Michael Lavallee and Bradley G. Illston


What is already known:

  • Radar estimates have a multitude of difficulties with accurate estimations from the weather, terrain, or obstacles in the radar’s view. As well as difficulties from characteristics of the radar beam itself.
  • Previous studies have shown that radar estimates have a large bias towards underestimation, up to an underestimation of 80% in some studies.
  • Summer generally has a larger margin of estimation errors when compared to other seasons.

What this study adds:

  • This particular radar estimation product has a slight bias towards underestimation with around 57% of the months investigated having radar underestimates.
  • Locations that are close to the radar site and wetter have the lowest absolute errors. Also, locations with higher rainfall totals have greater radar estimate accuracy when compared to locations at equivalent distances that are drier.
  • May, the month where most convective precipitation occurs, has the largest underestimation errors.
  • Overall radar estimation accuracy could be improved by removing instances when the radar estimated precipitation when gauges recorded none.

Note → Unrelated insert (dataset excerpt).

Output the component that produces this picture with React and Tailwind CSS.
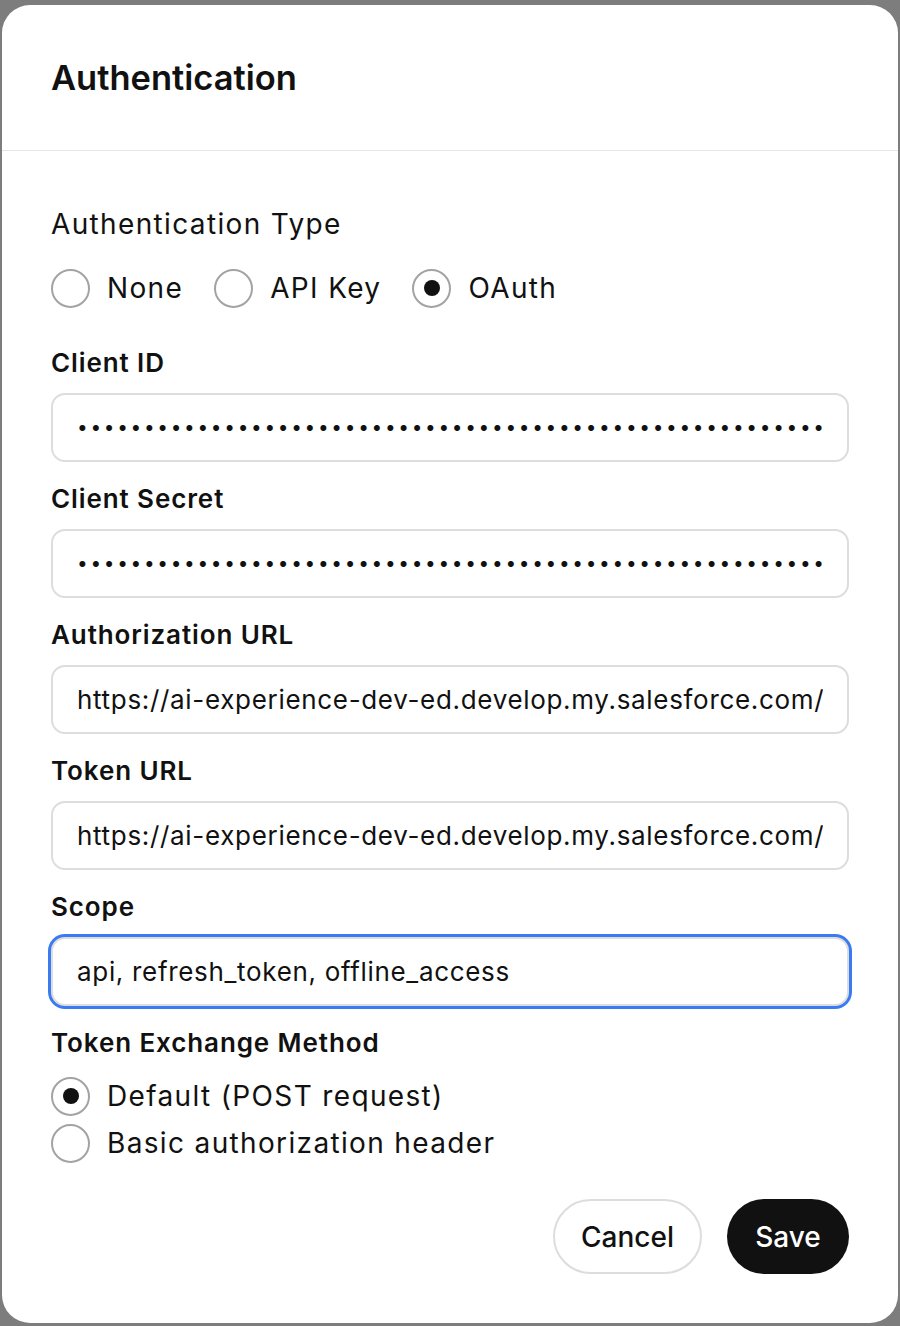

This study investigates the Arkansas-Red Basin River Forecast Center’s P3 radar precipitation estimator accuracy with select Oklahoma Mesonet gauge locations. The data collected comes from the NEXRAD radars located within ARBFC’s forecast area as well as rainfall measurements recorded by the Oklahoma Mesonet stations. Radar estimation errors were analyzed from a temporal and spatial standpoint to determine if errors developed specific trends in estimation accuracy. Greater radar estimation accuracy was observed at locations close to radar sites and at locations that were climatologically wetter. The fall season was also shown to have the smallest margin of radar estimation errors.